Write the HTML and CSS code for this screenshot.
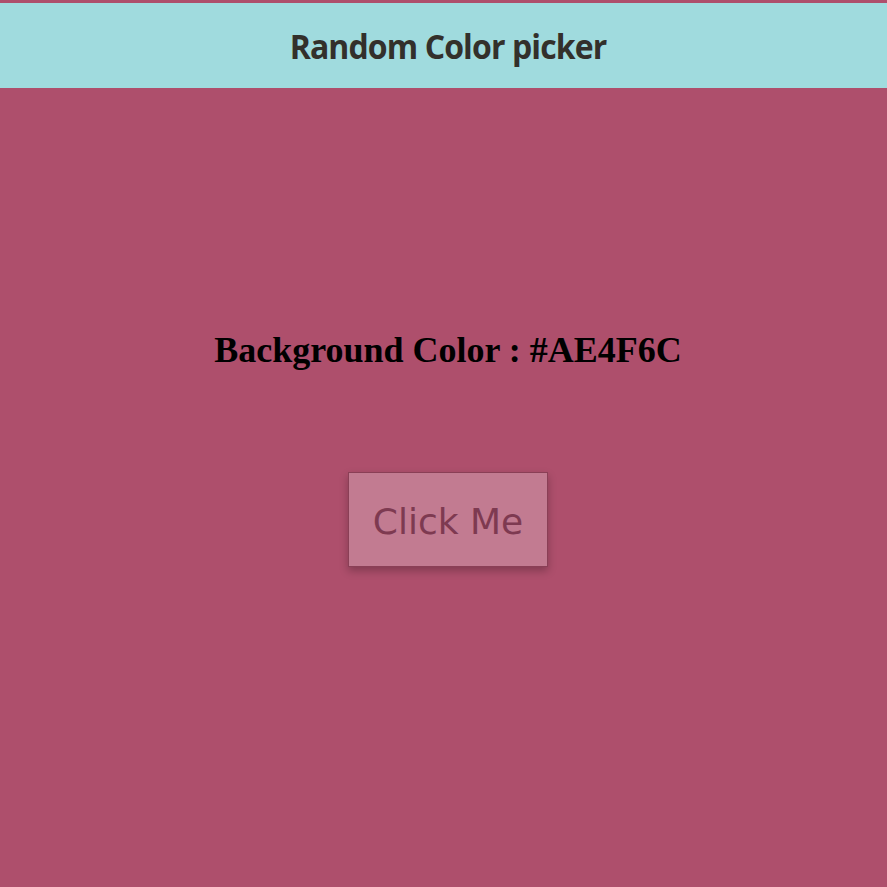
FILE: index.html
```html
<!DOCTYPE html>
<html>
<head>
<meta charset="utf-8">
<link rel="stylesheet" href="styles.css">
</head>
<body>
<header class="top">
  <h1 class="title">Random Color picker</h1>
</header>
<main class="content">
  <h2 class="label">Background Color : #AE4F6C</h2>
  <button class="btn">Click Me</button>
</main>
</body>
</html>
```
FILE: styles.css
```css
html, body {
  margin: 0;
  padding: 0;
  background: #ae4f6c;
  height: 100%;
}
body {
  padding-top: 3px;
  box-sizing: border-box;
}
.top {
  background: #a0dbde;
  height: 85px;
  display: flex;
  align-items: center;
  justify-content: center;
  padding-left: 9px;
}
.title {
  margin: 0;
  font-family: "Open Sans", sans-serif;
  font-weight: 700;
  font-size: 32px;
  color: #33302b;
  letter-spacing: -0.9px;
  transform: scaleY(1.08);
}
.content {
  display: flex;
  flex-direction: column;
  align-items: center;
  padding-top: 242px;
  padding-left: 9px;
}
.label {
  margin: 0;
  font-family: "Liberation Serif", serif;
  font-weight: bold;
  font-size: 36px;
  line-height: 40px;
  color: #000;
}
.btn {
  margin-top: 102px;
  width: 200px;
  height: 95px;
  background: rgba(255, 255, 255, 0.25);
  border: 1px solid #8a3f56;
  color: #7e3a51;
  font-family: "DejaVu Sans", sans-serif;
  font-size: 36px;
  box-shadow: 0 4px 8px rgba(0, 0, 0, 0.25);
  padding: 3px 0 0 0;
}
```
◆ ◆ ◆ ◆ ◆
— Given task —
All of the material above should be reproduced exactly, except the pictures.

— Response to this exercise —
Write the HTML and CSS code for this screenshot.
FILE: index.html
```html
<!DOCTYPE html>
<html>
<head>
<meta charset="utf-8">
<link rel="stylesheet" href="styles.css">
</head>
<body>
<header class="top">
  <h1 class="title">Random Color picker</h1>
</header>
<main class="content">
  <h2 class="label">Background Color : #AE4F6C</h2>
  <button class="btn">Click Me</button>
</main>
</body>
</html>
```
FILE: styles.css
```css
html, body {
  margin: 0;
  padding: 0;
  background: #ae4f6c;
  height: 100%;
}
body {
  padding-top: 3px;
  box-sizing: border-box;
}
.top {
  background: #a0dbde;
  height: 85px;
  display: flex;
  align-items: center;
  justify-content: center;
  padding-left: 9px;
}
.title {
  margin: 0;
  font-family: "Open Sans", sans-serif;
  font-weight: 700;
  font-size: 32px;
  color: #33302b;
  letter-spacing: -0.9px;
  transform: scaleY(1.08);
}
.content {
  display: flex;
  flex-direction: column;
  align-items: center;
  padding-top: 242px;
  padding-left: 9px;
}
.label {
  margin: 0;
  font-family: "Liberation Serif", serif;
  font-weight: bold;
  font-size: 36px;
  line-height: 40px;
  color: #000;
}
.btn {
  margin-top: 102px;
  width: 200px;
  height: 95px;
  background: rgba(255, 255, 255, 0.25);
  border: 1px solid #8a3f56;
  color: #7e3a51;
  font-family: "DejaVu Sans", sans-serif;
  font-size: 36px;
  box-shadow: 0 4px 8px rgba(0, 0, 0, 0.25);
  padding: 3px 0 0 0;
}
```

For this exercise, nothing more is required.